Written task
Copy the records below exactly, omitting any pictures they contain.

Exercise input
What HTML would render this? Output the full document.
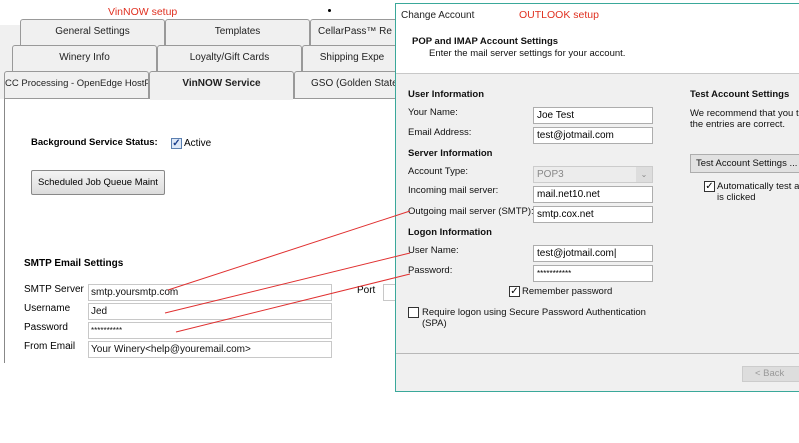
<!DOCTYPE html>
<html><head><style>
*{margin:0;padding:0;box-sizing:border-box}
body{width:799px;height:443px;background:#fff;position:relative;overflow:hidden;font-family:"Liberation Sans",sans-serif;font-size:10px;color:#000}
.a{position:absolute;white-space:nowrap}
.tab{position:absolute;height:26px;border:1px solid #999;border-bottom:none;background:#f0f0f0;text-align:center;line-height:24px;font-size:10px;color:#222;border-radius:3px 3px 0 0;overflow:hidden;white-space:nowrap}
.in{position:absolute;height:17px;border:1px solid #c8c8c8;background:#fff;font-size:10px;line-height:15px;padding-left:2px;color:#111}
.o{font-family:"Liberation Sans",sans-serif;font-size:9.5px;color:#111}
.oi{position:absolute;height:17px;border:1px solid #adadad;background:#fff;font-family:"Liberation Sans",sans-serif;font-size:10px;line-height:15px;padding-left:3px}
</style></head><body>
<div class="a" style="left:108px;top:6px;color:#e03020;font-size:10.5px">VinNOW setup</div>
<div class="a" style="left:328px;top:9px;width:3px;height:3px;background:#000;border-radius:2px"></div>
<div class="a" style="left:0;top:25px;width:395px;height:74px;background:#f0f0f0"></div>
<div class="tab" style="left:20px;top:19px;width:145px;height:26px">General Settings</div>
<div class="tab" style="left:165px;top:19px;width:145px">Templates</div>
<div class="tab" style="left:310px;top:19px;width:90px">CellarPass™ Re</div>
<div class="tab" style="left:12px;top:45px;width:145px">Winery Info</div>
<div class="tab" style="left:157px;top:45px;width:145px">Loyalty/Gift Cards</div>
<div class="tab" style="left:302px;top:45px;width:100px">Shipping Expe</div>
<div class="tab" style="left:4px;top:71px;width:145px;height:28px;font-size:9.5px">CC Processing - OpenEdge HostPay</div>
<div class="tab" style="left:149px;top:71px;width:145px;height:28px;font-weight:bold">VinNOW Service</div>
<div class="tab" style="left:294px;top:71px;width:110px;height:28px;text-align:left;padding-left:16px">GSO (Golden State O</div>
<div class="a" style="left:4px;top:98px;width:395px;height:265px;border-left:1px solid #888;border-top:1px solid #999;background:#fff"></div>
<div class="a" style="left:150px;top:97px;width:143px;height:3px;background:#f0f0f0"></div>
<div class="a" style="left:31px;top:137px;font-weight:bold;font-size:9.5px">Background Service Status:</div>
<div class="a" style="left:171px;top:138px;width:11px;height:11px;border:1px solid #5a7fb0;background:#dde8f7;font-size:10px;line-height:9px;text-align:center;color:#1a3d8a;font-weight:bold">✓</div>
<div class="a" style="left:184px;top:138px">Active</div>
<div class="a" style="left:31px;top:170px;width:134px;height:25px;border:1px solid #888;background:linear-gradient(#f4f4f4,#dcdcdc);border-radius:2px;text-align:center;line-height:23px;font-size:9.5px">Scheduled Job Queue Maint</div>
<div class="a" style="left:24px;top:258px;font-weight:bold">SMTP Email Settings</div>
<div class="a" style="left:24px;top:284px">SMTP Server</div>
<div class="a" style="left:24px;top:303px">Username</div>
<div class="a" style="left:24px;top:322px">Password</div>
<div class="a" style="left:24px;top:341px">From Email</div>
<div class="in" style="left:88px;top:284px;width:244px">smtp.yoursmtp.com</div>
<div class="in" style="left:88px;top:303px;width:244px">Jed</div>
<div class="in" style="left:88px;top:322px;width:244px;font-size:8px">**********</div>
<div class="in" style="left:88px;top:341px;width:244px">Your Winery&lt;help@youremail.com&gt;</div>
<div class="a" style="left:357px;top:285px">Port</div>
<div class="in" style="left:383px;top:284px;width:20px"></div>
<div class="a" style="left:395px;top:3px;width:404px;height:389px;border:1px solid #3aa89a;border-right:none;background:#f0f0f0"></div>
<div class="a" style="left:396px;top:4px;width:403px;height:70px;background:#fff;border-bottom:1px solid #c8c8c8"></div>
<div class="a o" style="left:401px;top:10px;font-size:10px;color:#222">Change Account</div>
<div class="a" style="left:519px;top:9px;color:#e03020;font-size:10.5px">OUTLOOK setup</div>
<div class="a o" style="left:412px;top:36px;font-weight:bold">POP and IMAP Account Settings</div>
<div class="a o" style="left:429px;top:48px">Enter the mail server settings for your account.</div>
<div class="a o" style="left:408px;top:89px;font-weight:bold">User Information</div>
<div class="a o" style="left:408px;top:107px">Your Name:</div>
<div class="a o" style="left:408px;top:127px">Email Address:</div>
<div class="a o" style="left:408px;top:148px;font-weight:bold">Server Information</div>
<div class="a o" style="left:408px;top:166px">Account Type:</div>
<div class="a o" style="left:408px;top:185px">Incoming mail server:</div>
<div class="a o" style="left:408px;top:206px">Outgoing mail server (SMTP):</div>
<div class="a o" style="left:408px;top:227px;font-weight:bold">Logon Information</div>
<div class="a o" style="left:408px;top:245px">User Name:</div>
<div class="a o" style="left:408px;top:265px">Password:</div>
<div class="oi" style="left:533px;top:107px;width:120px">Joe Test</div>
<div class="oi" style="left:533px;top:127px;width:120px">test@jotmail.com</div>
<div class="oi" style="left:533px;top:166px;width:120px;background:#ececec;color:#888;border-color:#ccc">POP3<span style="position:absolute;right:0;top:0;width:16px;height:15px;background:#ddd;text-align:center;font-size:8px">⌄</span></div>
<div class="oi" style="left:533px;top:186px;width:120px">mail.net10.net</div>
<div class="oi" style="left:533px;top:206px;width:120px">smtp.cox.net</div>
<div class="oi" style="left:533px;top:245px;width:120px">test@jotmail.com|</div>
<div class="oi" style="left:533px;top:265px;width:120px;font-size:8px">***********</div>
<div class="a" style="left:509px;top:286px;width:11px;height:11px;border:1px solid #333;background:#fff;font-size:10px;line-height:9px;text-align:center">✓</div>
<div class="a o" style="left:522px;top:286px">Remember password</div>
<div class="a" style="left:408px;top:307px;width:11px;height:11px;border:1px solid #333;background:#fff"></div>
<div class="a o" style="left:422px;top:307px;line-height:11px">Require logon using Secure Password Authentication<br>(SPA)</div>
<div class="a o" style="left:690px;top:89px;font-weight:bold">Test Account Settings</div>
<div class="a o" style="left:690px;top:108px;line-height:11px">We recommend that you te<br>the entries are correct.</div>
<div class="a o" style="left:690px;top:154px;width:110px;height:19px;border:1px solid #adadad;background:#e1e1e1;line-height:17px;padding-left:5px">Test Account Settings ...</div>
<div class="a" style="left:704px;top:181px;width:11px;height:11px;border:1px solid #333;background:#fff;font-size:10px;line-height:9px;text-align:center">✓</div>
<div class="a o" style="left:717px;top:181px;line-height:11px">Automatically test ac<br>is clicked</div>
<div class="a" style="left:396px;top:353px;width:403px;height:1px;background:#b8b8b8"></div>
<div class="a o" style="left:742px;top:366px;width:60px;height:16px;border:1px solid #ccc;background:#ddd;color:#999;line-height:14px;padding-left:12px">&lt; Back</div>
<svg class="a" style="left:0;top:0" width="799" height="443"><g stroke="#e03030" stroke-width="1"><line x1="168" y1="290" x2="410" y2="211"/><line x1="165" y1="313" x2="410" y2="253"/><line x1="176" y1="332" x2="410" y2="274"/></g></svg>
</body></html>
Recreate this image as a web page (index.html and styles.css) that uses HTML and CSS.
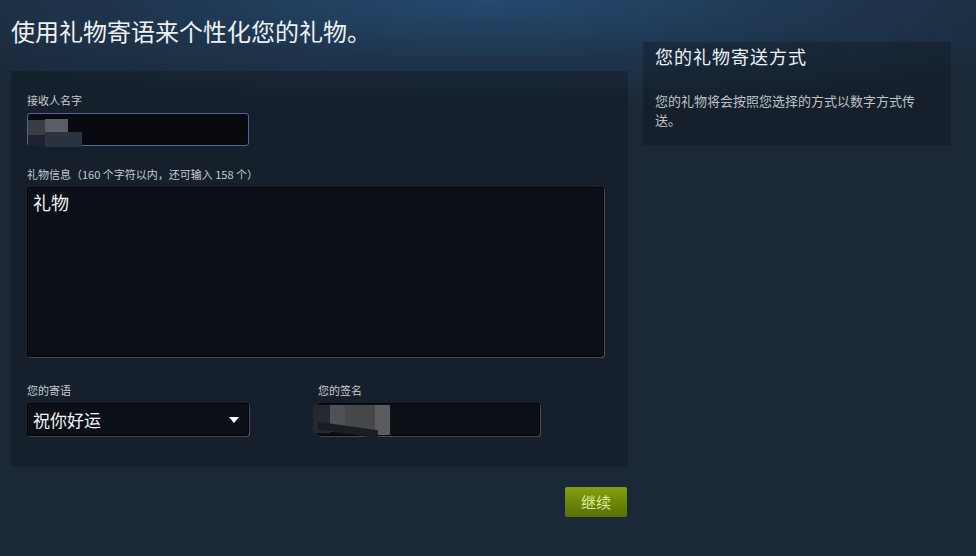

Result of the task
What HTML would render this? Output the full document.
<!DOCTYPE html>
<html><head><style>
*{margin:0;padding:0;box-sizing:border-box}
body{width:799px;height:443px;background:#fff;position:relative;overflow:hidden;font-family:"Liberation Sans",sans-serif;font-size:10px;color:#000}
.a{position:absolute;white-space:nowrap}
.tab{position:absolute;height:26px;border:1px solid #999;border-bottom:none;background:#f0f0f0;text-align:center;line-height:24px;font-size:10px;color:#222;border-radius:3px 3px 0 0;overflow:hidden;white-space:nowrap}
.in{position:absolute;height:17px;border:1px solid #c8c8c8;background:#fff;font-size:10px;line-height:15px;padding-left:2px;color:#111}
.o{font-family:"Liberation Sans",sans-serif;font-size:9.5px;color:#111}
.oi{position:absolute;height:17px;border:1px solid #adadad;background:#fff;font-family:"Liberation Sans",sans-serif;font-size:10px;line-height:15px;padding-left:3px}
</style></head><body>
<div class="a" style="left:108px;top:6px;color:#e03020;font-size:10.5px">VinNOW setup</div>
<div class="a" style="left:328px;top:9px;width:3px;height:3px;background:#000;border-radius:2px"></div>
<div class="a" style="left:0;top:25px;width:395px;height:74px;background:#f0f0f0"></div>
<div class="tab" style="left:20px;top:19px;width:145px;height:26px">General Settings</div>
<div class="tab" style="left:165px;top:19px;width:145px">Templates</div>
<div class="tab" style="left:310px;top:19px;width:90px">CellarPass™ Re</div>
<div class="tab" style="left:12px;top:45px;width:145px">Winery Info</div>
<div class="tab" style="left:157px;top:45px;width:145px">Loyalty/Gift Cards</div>
<div class="tab" style="left:302px;top:45px;width:100px">Shipping Expe</div>
<div class="tab" style="left:4px;top:71px;width:145px;height:28px;font-size:9.5px">CC Processing - OpenEdge HostPay</div>
<div class="tab" style="left:149px;top:71px;width:145px;height:28px;font-weight:bold">VinNOW Service</div>
<div class="tab" style="left:294px;top:71px;width:110px;height:28px;text-align:left;padding-left:16px">GSO (Golden State O</div>
<div class="a" style="left:4px;top:98px;width:395px;height:265px;border-left:1px solid #888;border-top:1px solid #999;background:#fff"></div>
<div class="a" style="left:150px;top:97px;width:143px;height:3px;background:#f0f0f0"></div>
<div class="a" style="left:31px;top:137px;font-weight:bold;font-size:9.5px">Background Service Status:</div>
<div class="a" style="left:171px;top:138px;width:11px;height:11px;border:1px solid #5a7fb0;background:#dde8f7;font-size:10px;line-height:9px;text-align:center;color:#1a3d8a;font-weight:bold">✓</div>
<div class="a" style="left:184px;top:138px">Active</div>
<div class="a" style="left:31px;top:170px;width:134px;height:25px;border:1px solid #888;background:linear-gradient(#f4f4f4,#dcdcdc);border-radius:2px;text-align:center;line-height:23px;font-size:9.5px">Scheduled Job Queue Maint</div>
<div class="a" style="left:24px;top:258px;font-weight:bold">SMTP Email Settings</div>
<div class="a" style="left:24px;top:284px">SMTP Server</div>
<div class="a" style="left:24px;top:303px">Username</div>
<div class="a" style="left:24px;top:322px">Password</div>
<div class="a" style="left:24px;top:341px">From Email</div>
<div class="in" style="left:88px;top:284px;width:244px">smtp.yoursmtp.com</div>
<div class="in" style="left:88px;top:303px;width:244px">Jed</div>
<div class="in" style="left:88px;top:322px;width:244px;font-size:8px">**********</div>
<div class="in" style="left:88px;top:341px;width:244px">Your Winery&lt;help@youremail.com&gt;</div>
<div class="a" style="left:357px;top:285px">Port</div>
<div class="in" style="left:383px;top:284px;width:20px"></div>
<div class="a" style="left:395px;top:3px;width:404px;height:389px;border:1px solid #3aa89a;border-right:none;background:#f0f0f0"></div>
<div class="a" style="left:396px;top:4px;width:403px;height:70px;background:#fff;border-bottom:1px solid #c8c8c8"></div>
<div class="a o" style="left:401px;top:10px;font-size:10px;color:#222">Change Account</div>
<div class="a" style="left:519px;top:9px;color:#e03020;font-size:10.5px">OUTLOOK setup</div>
<div class="a o" style="left:412px;top:36px;font-weight:bold">POP and IMAP Account Settings</div>
<div class="a o" style="left:429px;top:48px">Enter the mail server settings for your account.</div>
<div class="a o" style="left:408px;top:89px;font-weight:bold">User Information</div>
<div class="a o" style="left:408px;top:107px">Your Name:</div>
<div class="a o" style="left:408px;top:127px">Email Address:</div>
<div class="a o" style="left:408px;top:148px;font-weight:bold">Server Information</div>
<div class="a o" style="left:408px;top:166px">Account Type:</div>
<div class="a o" style="left:408px;top:185px">Incoming mail server:</div>
<div class="a o" style="left:408px;top:206px">Outgoing mail server (SMTP):</div>
<div class="a o" style="left:408px;top:227px;font-weight:bold">Logon Information</div>
<div class="a o" style="left:408px;top:245px">User Name:</div>
<div class="a o" style="left:408px;top:265px">Password:</div>
<div class="oi" style="left:533px;top:107px;width:120px">Joe Test</div>
<div class="oi" style="left:533px;top:127px;width:120px">test@jotmail.com</div>
<div class="oi" style="left:533px;top:166px;width:120px;background:#ececec;color:#888;border-color:#ccc">POP3<span style="position:absolute;right:0;top:0;width:16px;height:15px;background:#ddd;text-align:center;font-size:8px">⌄</span></div>
<div class="oi" style="left:533px;top:186px;width:120px">mail.net10.net</div>
<div class="oi" style="left:533px;top:206px;width:120px">smtp.cox.net</div>
<div class="oi" style="left:533px;top:245px;width:120px">test@jotmail.com|</div>
<div class="oi" style="left:533px;top:265px;width:120px;font-size:8px">***********</div>
<div class="a" style="left:509px;top:286px;width:11px;height:11px;border:1px solid #333;background:#fff;font-size:10px;line-height:9px;text-align:center">✓</div>
<div class="a o" style="left:522px;top:286px">Remember password</div>
<div class="a" style="left:408px;top:307px;width:11px;height:11px;border:1px solid #333;background:#fff"></div>
<div class="a o" style="left:422px;top:307px;line-height:11px">Require logon using Secure Password Authentication<br>(SPA)</div>
<div class="a o" style="left:690px;top:89px;font-weight:bold">Test Account Settings</div>
<div class="a o" style="left:690px;top:108px;line-height:11px">We recommend that you te<br>the entries are correct.</div>
<div class="a o" style="left:690px;top:154px;width:110px;height:19px;border:1px solid #adadad;background:#e1e1e1;line-height:17px;padding-left:5px">Test Account Settings ...</div>
<div class="a" style="left:704px;top:181px;width:11px;height:11px;border:1px solid #333;background:#fff;font-size:10px;line-height:9px;text-align:center">✓</div>
<div class="a o" style="left:717px;top:181px;line-height:11px">Automatically test ac<br>is clicked</div>
<div class="a" style="left:396px;top:353px;width:403px;height:1px;background:#b8b8b8"></div>
<div class="a o" style="left:742px;top:366px;width:60px;height:16px;border:1px solid #ccc;background:#ddd;color:#999;line-height:14px;padding-left:12px">&lt; Back</div>
<svg class="a" style="left:0;top:0" width="799" height="443"><g stroke="#e03030" stroke-width="1"><line x1="168" y1="290" x2="410" y2="211"/><line x1="165" y1="313" x2="410" y2="253"/><line x1="176" y1="332" x2="410" y2="274"/></g></svg>
</body></html>
Recreate this image as a web page (index.html and styles.css) that uses HTML and CSS.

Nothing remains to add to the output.